I have the following dataframe Positive Samples Dataframe loaded from a txt file using pandas
This positive samples dataframe has a column called Gene Set, which is basically a list of genes. When I run postive_samples["Gene Set"] I get the following output
['YAL004W', 'YLL024C'] ['YAL005C', 'YLL024C'] ['YAL005C', 'YMR006C'] ['YAL005C', 'YOL090W'] ['YAL009W', 'YBR074W'] ['YAL009W', 'YER162C'] ['YAL009W', 'YHL024W'] ['YAL009W', 'YJL187C'] ['YAL009W', 'YKR003W']
I also have another dataframe called new_expression_df New Expression Dataframe, which has positive_samples["Gene Set"] column as its index.
So What i am trying to do is get the values which are stored in postive_samples["Gene Set"] as they are and locate them using loc in the new_expression_df index using a loop.
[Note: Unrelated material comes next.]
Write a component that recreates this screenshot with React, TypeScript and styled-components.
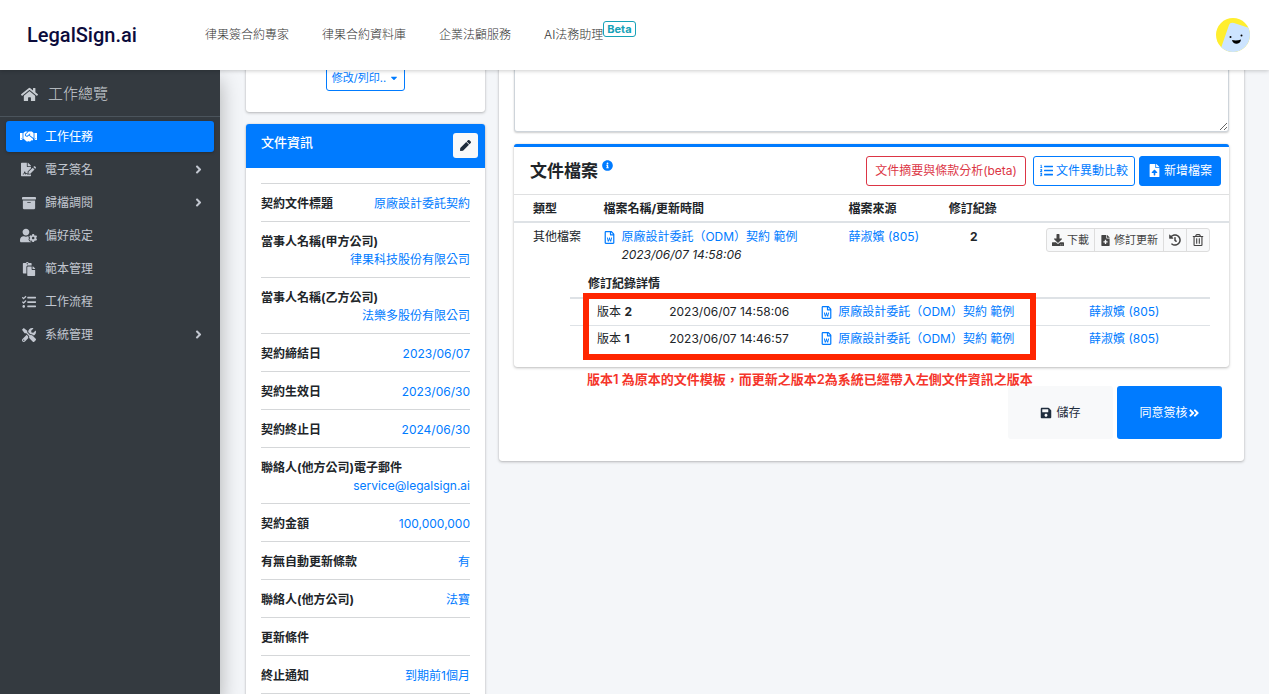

samples_column_list= ["GSM144760","GSM144761","GSM144762","GSM144763","GSM144764"]
for gene_class_column in postive_samples[['Gene Set']]:
#Select column contents by column name using [] operator
geneSeriesObj = postive_samples[gene_class_column]
gene_pairs = geneSeriesObj.values
#get gene pairs and locate their expression in the given samples
for gene_pair in gene_pairs:
new_expression_df.loc[gene_pair,samples_column_list]
I am getting a key Error at the beginning of the iteration when I try to do this using a loop, ideally I want to get each gene set as a list, locate its values in another data frame using its index.
But, when I plug in each set like below without using a loop it works just fine for the same values I get a Key Error for, so what am I doing wrong here?
new_expression_df.loc[['YAL002W','YBL001C'],samples_column_list]
I want to put the row argument of the loc function dynamically from another data frame column values which are stored in a list.